The opinion of the court was delivered by: Madeline Cox Arleo United States Magistrate Judge
CHAMBERS OF MADELINE COX ARLEO UNITED STATES MAGISTRATE JUDGE
MARTIN LUTHER KING, JR. FEDERAL BUILDING AND COURTHOUSE 50 WALNUT STREET NEWARK, NJ 07101 973-297-4903
ORIGINAL FILED WITH CLERK OF THE COURT
Before me is plaintiff's application for substituted service on defendant Christopher Carson and Christopher Carson Financial Services ("Carson") by publication. For the reasons set forth below, the application is denied.

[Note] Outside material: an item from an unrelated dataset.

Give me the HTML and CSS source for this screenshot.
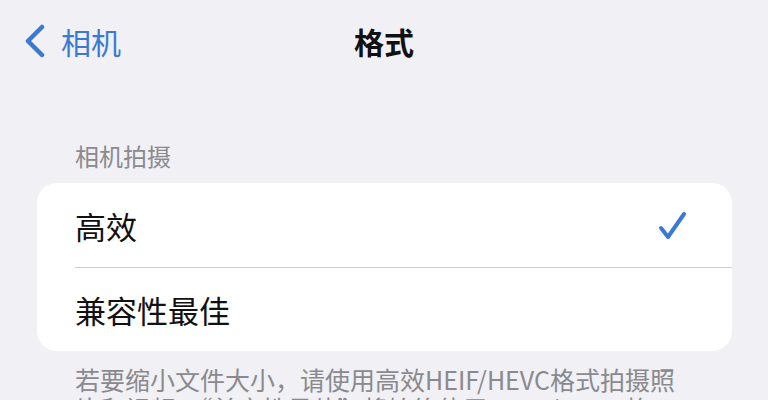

This is a trademark infringement action brought by plaintiff against Carson. Plaintiff made numerous efforts to serve the defendants. Plaintiff was unable to serve defendants personally. Plaintiff's counsel engaged a skip trace to try to locate defendants. Plaintiff was unable to do so. Plaintiff attempted to telephone and email defendants. Plaintiff was unsuccessful. Plaintiff attempted service by regular and certified mail. Plaintiff was unsuccessful. Plaintiff was unable to locate any contact information through the New Jersey Motor Vehicle Commission. Having been unable to locate defendants within New Jersey, plaintiff now moves for substituted service by publication.
Plaintiff's request for substituted service is based on New Jersey Court Rule 4:4-4 (b)(3) which provides that "if service cannot be made by any of the modes provided by this rule, any defendant may be served as provided by court order, consistent with due process of law." Plaintiff argues that under the circumstances here, service by publication is consistent with due process of law. Relying on Mullane v. Central Hanover Bank & Trust Co., 339 U.S. 306, 314 (1950), plaintiff argues that when more effective means of service fails, notice by publication may be reasonable (Letter Brief at
Mullane stands for the proposition that where a party can be notified by more effective means such as personal service or mail, publication service may not be reasonable. The converse, however, is not true. Here, plaintiffs have confirmed that they are unable to serve or even locate defendants within the State of New Jersey. They are unaware of defendants' whereabouts anywhere. There is nothing in Mullane to suggest that where defendant have not received notice of a pending lawsuit by personal or mail service, that service by publication would comport with due process of law. Stated differently, where there is no reason to believe that defendants are even in the state and thus have not received notice of a pending lawsuit, that service of a notice in the newspaper comports with due process.
Accordingly, plaintiff's request for alternate service is hereby denied.